Investing: The Ultimate Challenge
Why I keep coming back to markets as an intellectual challenge.
There is something about investing that feels like the ultimate intellectual challenge to me. Not because money is the highest thing. It is not. But because money is an unusually honest scoreboard when your understanding of the world is wrong.
Philosophy asks what is true, what matters, what a human should do, how incentives deform behavior, how fear and desire distort perception. Investing asks many of the same questions and then adds a price. Philosophers are notoriously poor. Markets, annoyingly enough, may pay you if your understanding is right and your temperament survives.
That is probably why Munger resonates with me so much. He does not make investing smaller. He makes it broader: psychology, incentives, inversion, patience, worldly wisdom, embarrassment prevention. It is not stock picking as a hobby. It is judgment under pressure.

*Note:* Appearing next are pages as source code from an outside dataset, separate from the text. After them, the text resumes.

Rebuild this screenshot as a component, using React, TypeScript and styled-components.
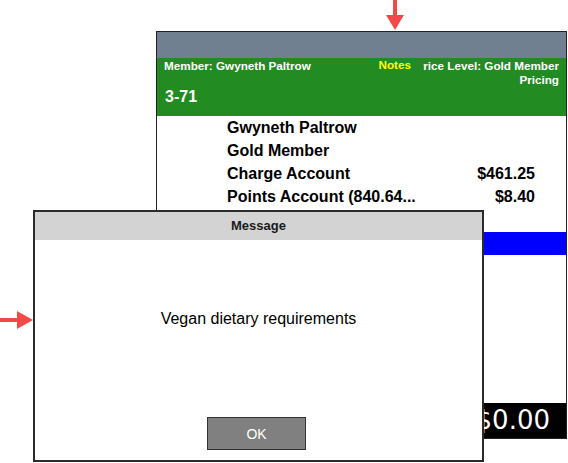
import styled, {createGlobalStyle} from "styled-components";

const GlobalStyle = createGlobalStyle`
	html, body {
		margin: 0;
		background: #ffffff;
	}
	* {
		box-sizing: border-box;
	}
`;

const accounts = [
	{label: "Gwyneth Paltrow", value: ""},
	{label: "Gold Member", value: ""},
	{label: "Charge Account", value: "$461.25"},
	{label: "Points Account (840.64...", value: "$8.40"},
];

export default function App() {
	return (
		<Screen>
			<GlobalStyle/>
			<Stage>
				<Panel>
					<TitleBar/>
					<MemberHeader>
						<MemberRow>
							<MemberName>Member: Gwyneth Paltrow</MemberName>
							<NotesLink>Notes</NotesLink>
							<PriceLevel>
								<span>Price Level: Gold Member</span>
								<span>Pricing</span>
							</PriceLevel>
						</MemberRow>
						<TableNumber>3-71</TableNumber>
					</MemberHeader>

					<AccountList>
						{accounts.map((a) => (
							<AccountRow key={a.label}>
								<span>{a.label}</span>
								<span>{a.value}</span>
							</AccountRow>
						))}
					</AccountList>

					<SelectedBar/>
					<Spacer/>
					<TotalBar>$0.00</TotalBar>
				</Panel>
			</Stage>

			<Dialog>
				<DialogTitle>Message</DialogTitle>
				<DialogBody>
					<DialogText>Vegan dietary requirements</DialogText>
					<Spacer/>
					<OkButton>OK</OkButton>
				</DialogBody>
			</Dialog>

			<DownArrow width="18" height="30" viewBox="0 0 18 30">
				<rect x="7" y="0" width="4" height="16" fill="#f24848"/>
				<polygon points="0,15 18,15 9,30" fill="#f24848"/>
			</DownArrow>
			<RightArrow width="33" height="18" viewBox="0 0 33 18">
				<rect x="0" y="7" width="18" height="4" fill="#f24848"/>
				<polygon points="17,0 17,18 33,9" fill="#f24848"/>
			</RightArrow>
		</Screen>
	);
}

const Screen = styled.div`
	position: relative;
	width: 568px;
	height: 463px;
	overflow: hidden;
	font-family: "Liberation Sans", Arial, sans-serif;
`;

const Stage = styled.div`
	padding: 31px 0 0 156px;
`;

const Panel = styled.div`
	width: 411px;
	height: 408px;
	border: 1px solid #222;
	background: #fff;
	display: flex;
	flex-direction: column;
`;

const TitleBar = styled.div`
	height: 26px;
	background: #708090;
`;

const MemberHeader = styled.div`
	height: 58px;
	background: #228b22;
	padding: 1px 7px 0 7px;
	color: #fff;
	font-weight: bold;
`;

const MemberRow = styled.div`
	display: flex;
	align-items: flex-start;
	font-size: 11.7px;
	line-height: 14px;
`;

const MemberName = styled.div`
	flex: 1;
	white-space: nowrap;
`;

const NotesLink = styled.div`
	color: #ffff00;
	margin-right: 12px;
	margin-top: -1px;
`;

const PriceLevel = styled.div`
	width: 136px;
	overflow: hidden;
	display: flex;
	flex-direction: column;
	align-items: flex-end;
	white-space: nowrap;
`;

const TableNumber = styled.div`
	font-size: 16px;
	line-height: 18px;
	margin: 1px 0 0 1px;
`;

const AccountList = styled.div`
	padding: 0 31px 0 70px;
`;

const AccountRow = styled.div`
	display: flex;
	justify-content: space-between;
	font-size: 16px;
	font-weight: bold;
	line-height: 23px;
	color: #000;
`;

const SelectedBar = styled.div`
	margin-top: 24px;
	height: 23px;
	background: #0000ff;
`;

const Spacer = styled.div`
	flex: 1;
`;

const TotalBar = styled.div`
	height: 35px;
	background: #000;
	color: #fff;
	font-family: "DejaVu Sans", Verdana, sans-serif;
	font-size: 26px;
	line-height: 35px;
	text-align: right;
	padding-right: 16px;
`;

const Dialog = styled.div`
	position: absolute;
	left: 33px;
	top: 210px;
	width: 451px;
	height: 252px;
	border: 2px solid #2b2b2b;
	background: #fff;
	display: flex;
	flex-direction: column;
`;

const DialogTitle = styled.div`
	height: 28px;
	background: #d3d3d3;
	color: #1a1a1a;
	font-size: 13px;
	font-weight: bold;
	line-height: 28px;
	text-align: center;
`;

const DialogBody = styled.div`
	flex: 1;
	display: flex;
	flex-direction: column;
	align-items: center;
	padding-bottom: 10px;
`;

const DialogText = styled.div`
	margin-top: 69px;
	font-size: 16px;
	line-height: 20px;
	color: #000;
`;

const OkButton = styled.button`
	width: 99px;
	height: 33px;
	margin-right: 4px;
	background: #808080;
	border: 1px solid #333;
	color: #fff;
	font-family: "Liberation Sans", Arial, sans-serif;
	font-size: 14px;
	padding: 0;
`;

const DownArrow = styled.svg`
	position: absolute;
	left: 386px;
	top: 0;
`;

const RightArrow = styled.svg`
	position: absolute;
	left: 0;
	top: 311px;
`;
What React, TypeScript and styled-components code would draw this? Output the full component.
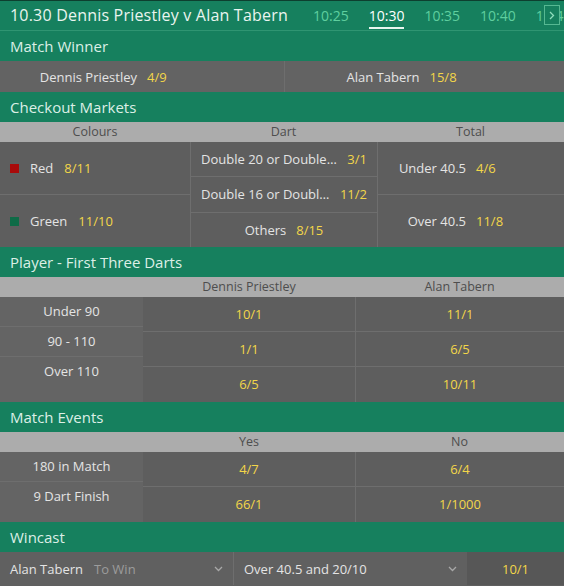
import React from 'react';
import styled, { createGlobalStyle } from 'styled-components';

const GREEN = '#16805e';
const ODDS = '#f3d649';
const TEXT = '#e4e4e4';
const LINE = '#6e6e6e';

const GlobalStyle = createGlobalStyle`
  html, body {
    margin: 0;
    padding: 0;
    background: #5f5f5f;
  }
  body {
    font-family: 'Open Sans', 'Noto Sans', sans-serif;
  }
  * {
    box-sizing: border-box;
  }
`;

const Page = styled.div`
  width: 564px;
  height: 586px;
  overflow: hidden;
  background: #5f5f5f;
`;

const TopBar = styled.div`
  display: flex;
  justify-content: space-between;
  height: 31px;
  background: ${GREEN};
  border-top: 1px solid #0d3f2f;
  border-bottom: 1px solid #2f9572;
`;

const Title = styled.div`
  padding-left: 10px;
  font-size: 16px;
  letter-spacing: 0.2px;
  line-height: 29px;
  color: #eaf4ef;
  white-space: nowrap;
`;

const Tabs = styled.div`
  position: relative;
  display: flex;
  gap: 20px;
  width: 251px;
  overflow: hidden;
`;

const Tab = styled.div<{ $active?: boolean }>`
  position: relative;
  flex: none;
  font-size: 14px;
  line-height: 29px;
  color: ${(p) => (p.$active ? '#ffffff' : '#5fcf9f')};

  &::after {
    content: '';
    display: ${(p) => (p.$active ? 'block' : 'none')};
    position: absolute;
    left: 0;
    right: 0;
    bottom: 1px;
    height: 2px;
    background: #e8f5ef;
  }
`;

const NextButton = styled.div`
  position: absolute;
  right: 4px;
  top: 4px;
  width: 16px;
  height: 20px;
  display: flex;
  align-items: center;
  justify-content: center;
  background: ${GREEN};
  border: 1px solid #56b892;
`;

const SectionTitle = styled.div`
  height: 30px;
  padding: 0 10px;
  background: ${GREEN};
  font-size: 15px;
  line-height: 30px;
  color: #dcefe6;
`;

const ColHead = styled.div<{ $cols: string }>`
  display: grid;
  grid-template-columns: ${(p) => p.$cols};
  height: 20px;
  background: #acacac;
  font-size: 12.5px;
  line-height: 20px;
  color: #4e4e4e;
  text-align: center;
`;

const Grid = styled.div<{ $cols: string; $h: number; $bg?: string }>`
  display: grid;
  grid-template-columns: ${(p) => p.$cols};
  height: ${(p) => p.$h}px;
  background: ${(p) => p.$bg || '#5e5e5e'};
`;

const Column = styled.div<{ $shade?: string; $sep?: boolean }>`
  display: flex;
  flex-direction: column;
  min-width: 0;
  background: ${(p) => p.$shade || 'transparent'};
  border-left: ${(p) => (p.$sep ? `1px solid ${LINE}` : 'none')};
`;

const Pair = styled.div<{ $sep?: boolean }>`
  flex: 1;
  display: flex;
  align-items: center;
  gap: 10px;
  font-size: 13px;
  color: ${TEXT};
  border-top: ${(p) => (p.$sep ? `1px solid ${LINE}` : 'none')};
  white-space: nowrap;
`;

const PairName = styled.span`
  flex: 1;
  text-align: right;
`;

const PairOdds = styled.span`
  flex: 1;
  color: ${ODDS};
`;

const ColourRow = styled.div<{ $sep?: boolean }>`
  flex: 1;
  display: flex;
  align-items: center;
  gap: 11px;
  padding-left: 10px;
  font-size: 13px;
  color: ${TEXT};
  border-top: ${(p) => (p.$sep ? `1px solid ${LINE}` : 'none')};
`;

const Swatch = styled.span<{ $color: string }>`
  width: 9px;
  height: 9px;
  background: ${(p) => p.$color};
`;

const Odds = styled.span`
  flex: none;
  color: ${ODDS};
`;

const DartRow = styled.div<{ $sep?: boolean }>`
  flex: 1;
  display: flex;
  align-items: center;
  justify-content: center;
  gap: 10px;
  padding: 0 10px;
  font-size: 13px;
  color: ${TEXT};
  white-space: nowrap;
  border-top: ${(p) => (p.$sep ? `1px solid ${LINE}` : 'none')};
`;

const DartName = styled.span`
  min-width: 0;
  overflow: hidden;
  text-overflow: ellipsis;
`;

const Label = styled.div<{ $last?: boolean }>`
  flex: ${(p) => (p.$last ? '1' : 'none')};
  height: ${(p) => (p.$last ? 'auto' : '30px')};
  border-bottom: ${(p) => (p.$last ? 'none' : `1px solid ${LINE}`)};
  font-size: 13px;
  line-height: 29px;
  color: ${TEXT};
  text-align: center;
`;

const OddsCell = styled.div<{ $last?: boolean }>`
  height: 35px;
  border-bottom: ${(p) => (p.$last ? 'none' : `1px solid ${LINE}`)};
  font-size: 13px;
  line-height: 34px;
  color: ${ODDS};
  text-align: center;
`;

const WinRow = styled.div`
  display: grid;
  grid-template-columns: 233px 234px 1fr;
  height: 33px;
  background: #606060;
`;

const Select = styled.div<{ $sep?: boolean }>`
  display: flex;
  align-items: center;
  gap: 11px;
  padding: 0 10px;
  font-size: 13px;
  color: ${TEXT};
  border-left: ${(p) => (p.$sep ? `1px solid ${LINE}` : 'none')};
  white-space: nowrap;

  svg {
    margin-left: auto;
  }
`;

const Muted = styled.span`
  color: #9c9c9c;
`;

const WinOdds = styled.div`
  display: flex;
  align-items: center;
  justify-content: center;
  background: #575757;
  font-size: 13px;
  color: ${ODDS};
`;

const Chevron = () => (
  <svg width="9" height="6" viewBox="0 0 9 6">
    <polyline points="1,1 4.5,4.5 8,1" fill="none" stroke="#a8a8a8" strokeWidth="1.3" />
  </svg>
);

type Line = { label: string; a: string; b: string };

const player: Line[] = [
  { label: 'Under 90', a: '10/1', b: '11/1' },
  { label: '90 - 110', a: '1/1', b: '6/5' },
  { label: 'Over 110', a: '6/5', b: '10/11' },
];

const events: Line[] = [
  { label: '180 in Match', a: '4/7', b: '6/4' },
  { label: '9 Dart Finish', a: '66/1', b: '1/1000' },
];

const BodyTable: React.FC<{ rows: Line[]; h: number }> = ({ rows, h }) => (
  <Grid $cols="143px 212px 1fr" $h={h}>
    <Column $shade="#646464">
      {rows.map((r, i) => (
        <Label key={r.label} $last={i === rows.length - 1}>
          {r.label}
        </Label>
      ))}
    </Column>
    <Column>
      {rows.map((r, i) => (
        <OddsCell key={r.label} $last={i === rows.length - 1}>
          {r.a}
        </OddsCell>
      ))}
    </Column>
    <Column $sep>
      {rows.map((r, i) => (
        <OddsCell key={r.label} $last={i === rows.length - 1}>
          {r.b}
        </OddsCell>
      ))}
    </Column>
  </Grid>
);

export default function App() {
  return (
    <Page>
      <GlobalStyle />
      <TopBar>
        <Title>10.30 Dennis Priestley v Alan Tabern</Title>
        <Tabs>
          <Tab>10:25</Tab>
          <Tab $active>10:30</Tab>
          <Tab>10:35</Tab>
          <Tab>10:40</Tab>
          <Tab>10:45</Tab>
          <NextButton>
            <svg width="6" height="9" viewBox="0 0 6 9">
              <polyline points="1,1 4.5,4.5 1,8" fill="none" stroke="#8fdcbc" strokeWidth="1.3" />
            </svg>
          </NextButton>
        </Tabs>
      </TopBar>

      <SectionTitle>Match Winner</SectionTitle>
      <Grid $cols="284px 1fr" $h={31} $bg="#636363">
        <Pair>
          <PairName>Dennis Priestley</PairName>
          <PairOdds>4/9</PairOdds>
        </Pair>
        <Column $sep>
          <Pair>
            <PairName>Alan Tabern</PairName>
            <PairOdds>15/8</PairOdds>
          </Pair>
        </Column>
      </Grid>

      <SectionTitle>Checkout Markets</SectionTitle>
      <ColHead $cols="190px 187px 1fr">
        <span>Colours</span>
        <span>Dart</span>
        <span>Total</span>
      </ColHead>
      <Grid $cols="190px 187px 1fr" $h={105}>
        <Column>
          <ColourRow>
            <Swatch $color="#a80a0a" />
            <span>Red</span>
            <Odds>8/11</Odds>
          </ColourRow>
          <ColourRow $sep>
            <Swatch $color="#0f6b47" />
            <span>Green</span>
            <Odds>11/10</Odds>
          </ColourRow>
        </Column>
        <Column $sep>
          <DartRow>
            <DartName>Double 20 or Double 10 or Double 5</DartName>
            <Odds>3/1</Odds>
          </DartRow>
          <DartRow $sep>
            <DartName>Double 16 or Double 8 or Double 4</DartName>
            <Odds>11/2</Odds>
          </DartRow>
          <DartRow $sep>
            <DartName>Others</DartName>
            <Odds>8/15</Odds>
          </DartRow>
        </Column>
        <Column $sep>
          <Pair>
            <PairName>Under 40.5</PairName>
            <PairOdds>4/6</PairOdds>
          </Pair>
          <Pair $sep>
            <PairName>Over 40.5</PairName>
            <PairOdds>11/8</PairOdds>
          </Pair>
        </Column>
      </Grid>

      <SectionTitle>Player - First Three Darts</SectionTitle>
      <ColHead $cols="143px 212px 1fr">
        <span />
        <span>Dennis Priestley</span>
        <span>Alan Tabern</span>
      </ColHead>
      <BodyTable rows={player} h={105} />

      <SectionTitle>Match Events</SectionTitle>
      <ColHead $cols="143px 212px 1fr">
        <span />
        <span>Yes</span>
        <span>No</span>
      </ColHead>
      <BodyTable rows={events} h={70} />

      <SectionTitle>Wincast</SectionTitle>
      <WinRow>
        <Select>
          <span>Alan Tabern</span>
          <Muted>To Win</Muted>
          <Chevron />
        </Select>
        <Select $sep>
          <span>Over 40.5 and 20/10</span>
          <Chevron />
        </Select>
        <WinOdds>10/1</WinOdds>
      </WinRow>
    </Page>
  );
}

I know there is audacity in saying this while still being inexperienced. Fine. I accept the charge. But I would rather investigate, read, build tools, test my thinking, and take responsibility than outsource curiosity completely. The index may be the correct answer for many people, maybe even for most of my capital at times. It still does not satisfy the part of me that wants to understand.
The challenge is beautiful because it is never only numbers. It is business, history, technology, human stupidity, patience, liquidity, cycles, narrative, accounting, and occasionally plain luck wearing a suit. You can be right too early, right for the wrong reason, wrong with excellent spreadsheets, or lucky and therefore in danger.
That is the kind of challenge I love. It is philosophy with a scoreboard. It rewards clarity, but never perfectly. It punishes arrogance, but not always immediately. It keeps the mind awake.